Like all starships of the invasion fleet, the 67th Emperor Sohrheb drew its primary power from an atomic pile. But, like most of the ships that landed on Tosev 3, it used a fair part of the energy from that pile to electrolyze water into oxygen and the hydrogen that fueled the Race’s air and ground vehicles.
When it blew, it blew sky-high. No one ever found a trace of Breltan-or his seat.
The fireball was big enough to be visible across sixty kilometers. When it lit up the northern horizon, the men of Heavy Artillery Battalion Dora screamed with: delight, loud enough for Karl Becker to hear them even with his abused ears. “Hit! Hit! Hit!” he shouted, and danced in a clumsy circle with Michael Arenswald.
“Now that’s what I call an orgasm,” Arenswald yelled.
The brigadier commanding the heavy artillery battalion climbed up onto the immense gun carriage, megaphone in hand. “Back to it!” he bawled to his capering crew. “We want to hit them again before they hit us.”
Nothing could have been better calculated to send the battalion back to work at full speed. Unlike a tank gun, Dora could not traverse. A locomotive attached to the front end of the carriage moved forward a few meters, pulling nearly 1,500 tonnes of cannon and mounting along the curved track into its preplanned next firing position.

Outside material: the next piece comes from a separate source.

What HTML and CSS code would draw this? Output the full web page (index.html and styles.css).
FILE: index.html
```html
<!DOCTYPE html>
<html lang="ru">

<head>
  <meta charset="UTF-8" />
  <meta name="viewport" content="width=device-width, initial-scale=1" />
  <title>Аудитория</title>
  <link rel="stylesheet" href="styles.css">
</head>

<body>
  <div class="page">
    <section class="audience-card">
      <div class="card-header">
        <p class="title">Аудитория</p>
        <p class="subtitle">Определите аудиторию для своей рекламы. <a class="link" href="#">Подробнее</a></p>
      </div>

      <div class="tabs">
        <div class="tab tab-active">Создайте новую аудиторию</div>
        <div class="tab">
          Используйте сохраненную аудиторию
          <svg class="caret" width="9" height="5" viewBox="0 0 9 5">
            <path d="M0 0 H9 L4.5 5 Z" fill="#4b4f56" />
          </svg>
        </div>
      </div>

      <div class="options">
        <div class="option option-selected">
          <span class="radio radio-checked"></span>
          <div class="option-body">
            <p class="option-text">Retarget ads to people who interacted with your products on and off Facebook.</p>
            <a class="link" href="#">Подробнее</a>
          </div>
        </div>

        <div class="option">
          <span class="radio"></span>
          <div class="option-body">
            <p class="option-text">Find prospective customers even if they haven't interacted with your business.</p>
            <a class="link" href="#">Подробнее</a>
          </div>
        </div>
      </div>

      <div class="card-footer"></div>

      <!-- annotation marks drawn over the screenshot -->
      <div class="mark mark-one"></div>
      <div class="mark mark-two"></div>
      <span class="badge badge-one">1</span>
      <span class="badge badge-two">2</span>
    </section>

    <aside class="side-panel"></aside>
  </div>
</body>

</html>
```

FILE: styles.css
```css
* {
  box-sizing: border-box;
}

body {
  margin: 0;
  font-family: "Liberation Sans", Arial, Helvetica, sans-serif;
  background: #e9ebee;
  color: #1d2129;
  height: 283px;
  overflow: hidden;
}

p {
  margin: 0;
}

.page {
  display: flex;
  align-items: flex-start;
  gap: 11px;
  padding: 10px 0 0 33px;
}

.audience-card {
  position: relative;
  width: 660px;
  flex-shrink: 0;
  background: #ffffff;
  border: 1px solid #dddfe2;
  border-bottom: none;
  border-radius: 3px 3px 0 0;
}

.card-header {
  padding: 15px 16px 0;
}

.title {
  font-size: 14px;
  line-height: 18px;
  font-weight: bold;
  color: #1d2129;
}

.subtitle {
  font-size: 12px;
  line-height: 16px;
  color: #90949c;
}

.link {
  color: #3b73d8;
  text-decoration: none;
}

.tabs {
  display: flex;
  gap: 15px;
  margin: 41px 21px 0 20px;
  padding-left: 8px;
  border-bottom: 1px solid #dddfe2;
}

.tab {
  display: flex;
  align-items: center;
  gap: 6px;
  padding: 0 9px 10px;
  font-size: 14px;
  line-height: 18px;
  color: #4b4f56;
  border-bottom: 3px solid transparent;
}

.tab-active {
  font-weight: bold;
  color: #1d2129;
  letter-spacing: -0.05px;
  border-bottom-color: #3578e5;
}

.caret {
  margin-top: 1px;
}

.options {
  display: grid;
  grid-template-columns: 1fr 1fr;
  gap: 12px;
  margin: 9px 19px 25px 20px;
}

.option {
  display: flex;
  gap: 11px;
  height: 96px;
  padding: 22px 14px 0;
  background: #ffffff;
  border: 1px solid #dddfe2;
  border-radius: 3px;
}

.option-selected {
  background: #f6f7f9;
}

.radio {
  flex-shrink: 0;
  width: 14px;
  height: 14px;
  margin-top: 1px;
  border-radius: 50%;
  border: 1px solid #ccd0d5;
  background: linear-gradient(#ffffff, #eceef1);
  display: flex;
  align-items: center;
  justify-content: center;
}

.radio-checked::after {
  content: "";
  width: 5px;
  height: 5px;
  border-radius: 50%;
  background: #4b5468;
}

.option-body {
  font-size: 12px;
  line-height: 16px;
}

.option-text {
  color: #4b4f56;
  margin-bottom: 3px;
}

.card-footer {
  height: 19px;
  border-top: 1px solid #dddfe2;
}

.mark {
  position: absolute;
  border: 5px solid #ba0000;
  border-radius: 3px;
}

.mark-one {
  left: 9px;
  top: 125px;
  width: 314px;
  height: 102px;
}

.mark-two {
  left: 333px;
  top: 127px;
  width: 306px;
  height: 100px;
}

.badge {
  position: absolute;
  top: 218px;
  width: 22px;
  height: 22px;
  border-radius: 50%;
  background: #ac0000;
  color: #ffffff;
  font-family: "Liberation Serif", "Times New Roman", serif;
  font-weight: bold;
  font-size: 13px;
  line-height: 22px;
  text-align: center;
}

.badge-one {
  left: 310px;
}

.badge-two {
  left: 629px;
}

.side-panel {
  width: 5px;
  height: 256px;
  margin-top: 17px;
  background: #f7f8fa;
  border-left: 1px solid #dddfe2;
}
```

Even as the flagman brought the engine to a halt right at the mark painted on the track, Becker was dashing forward to make sure the gun carnage had remained level after the stress of the round and the move. The bubbles in the spirit levels at all four corners of the carriage hadn’t stirred a millimeter. He waved up to the reloading gang. “All good here!”
The long barrel lifted a degree or two. A crane was already lifting the expended shell casing out Of the breech. “Clear be-low!” the crane operator shouted. Men scattered. The casing thudded to the ground beside the gun carriage. That wasn’t the way the manuals said to get rid of such casings, but it was the fastest way. The crane swung to pick up a new shell.

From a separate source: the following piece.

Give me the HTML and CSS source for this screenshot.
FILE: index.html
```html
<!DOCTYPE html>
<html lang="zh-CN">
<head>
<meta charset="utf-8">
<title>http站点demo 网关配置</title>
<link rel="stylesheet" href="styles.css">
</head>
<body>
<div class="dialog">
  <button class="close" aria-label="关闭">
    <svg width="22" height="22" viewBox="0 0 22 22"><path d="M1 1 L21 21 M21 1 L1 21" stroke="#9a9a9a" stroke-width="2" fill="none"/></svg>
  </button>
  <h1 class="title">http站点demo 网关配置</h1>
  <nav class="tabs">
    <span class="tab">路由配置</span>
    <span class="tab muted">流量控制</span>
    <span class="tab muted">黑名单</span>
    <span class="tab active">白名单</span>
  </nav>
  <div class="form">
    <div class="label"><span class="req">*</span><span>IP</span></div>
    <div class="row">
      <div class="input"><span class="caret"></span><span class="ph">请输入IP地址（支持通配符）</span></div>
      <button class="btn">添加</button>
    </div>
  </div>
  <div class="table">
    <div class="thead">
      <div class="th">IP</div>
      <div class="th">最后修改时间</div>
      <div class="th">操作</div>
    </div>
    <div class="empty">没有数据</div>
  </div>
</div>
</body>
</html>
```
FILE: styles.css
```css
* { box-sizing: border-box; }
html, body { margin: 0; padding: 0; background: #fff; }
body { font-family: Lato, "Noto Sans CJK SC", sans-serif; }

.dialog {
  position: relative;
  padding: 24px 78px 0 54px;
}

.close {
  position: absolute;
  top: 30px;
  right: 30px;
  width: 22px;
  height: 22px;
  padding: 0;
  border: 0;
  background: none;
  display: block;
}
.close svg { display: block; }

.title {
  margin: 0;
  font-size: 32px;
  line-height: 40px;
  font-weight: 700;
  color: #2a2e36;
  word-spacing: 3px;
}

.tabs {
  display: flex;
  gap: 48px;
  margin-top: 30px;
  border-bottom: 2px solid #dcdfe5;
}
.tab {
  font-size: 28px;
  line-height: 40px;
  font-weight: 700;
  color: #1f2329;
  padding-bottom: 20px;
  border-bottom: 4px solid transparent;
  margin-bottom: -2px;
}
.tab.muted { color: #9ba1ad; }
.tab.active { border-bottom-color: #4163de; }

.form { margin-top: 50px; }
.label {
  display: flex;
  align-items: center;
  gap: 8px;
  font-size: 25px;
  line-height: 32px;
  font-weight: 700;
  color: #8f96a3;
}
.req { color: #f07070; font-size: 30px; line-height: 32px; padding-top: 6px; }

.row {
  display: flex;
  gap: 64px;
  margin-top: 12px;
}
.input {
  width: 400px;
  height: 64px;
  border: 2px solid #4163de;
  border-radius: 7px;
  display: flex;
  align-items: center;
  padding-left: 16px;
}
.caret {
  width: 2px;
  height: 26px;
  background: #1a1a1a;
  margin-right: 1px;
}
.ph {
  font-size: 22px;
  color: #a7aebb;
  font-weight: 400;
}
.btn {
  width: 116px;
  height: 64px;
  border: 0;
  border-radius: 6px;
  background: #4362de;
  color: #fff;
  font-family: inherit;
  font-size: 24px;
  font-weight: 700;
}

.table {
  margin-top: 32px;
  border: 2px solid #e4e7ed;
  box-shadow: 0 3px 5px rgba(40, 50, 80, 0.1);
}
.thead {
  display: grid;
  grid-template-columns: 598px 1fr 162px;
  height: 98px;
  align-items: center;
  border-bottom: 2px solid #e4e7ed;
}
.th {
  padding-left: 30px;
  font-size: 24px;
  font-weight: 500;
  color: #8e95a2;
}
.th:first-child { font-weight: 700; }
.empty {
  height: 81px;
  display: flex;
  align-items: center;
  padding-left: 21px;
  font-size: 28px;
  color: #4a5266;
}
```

Karl Becker kept an eye on his watch. Twenty-nine minutes after Dora spoke for the first time, the great gun spoke again.
Krefak felt the heat from the burning 67th Emperor Sohrheb, though his missile battery was posted a good ways away from the luckless starship. He was heartily glad of that; the blast when the ship went up had taken out several units closer to it.
Krefak also felt the heat from his own commander, who’d waxed eloquent over his failure to shoot down, the Big Uglies’ missile. He’d done everything right; he knew he had. The battery had intercepted the Tosevite projectile at least twice. Tapes from the radars proved it. But how was he supposed to say so, with only smoking rubble left where a proud starship had stood mere heartbeats before?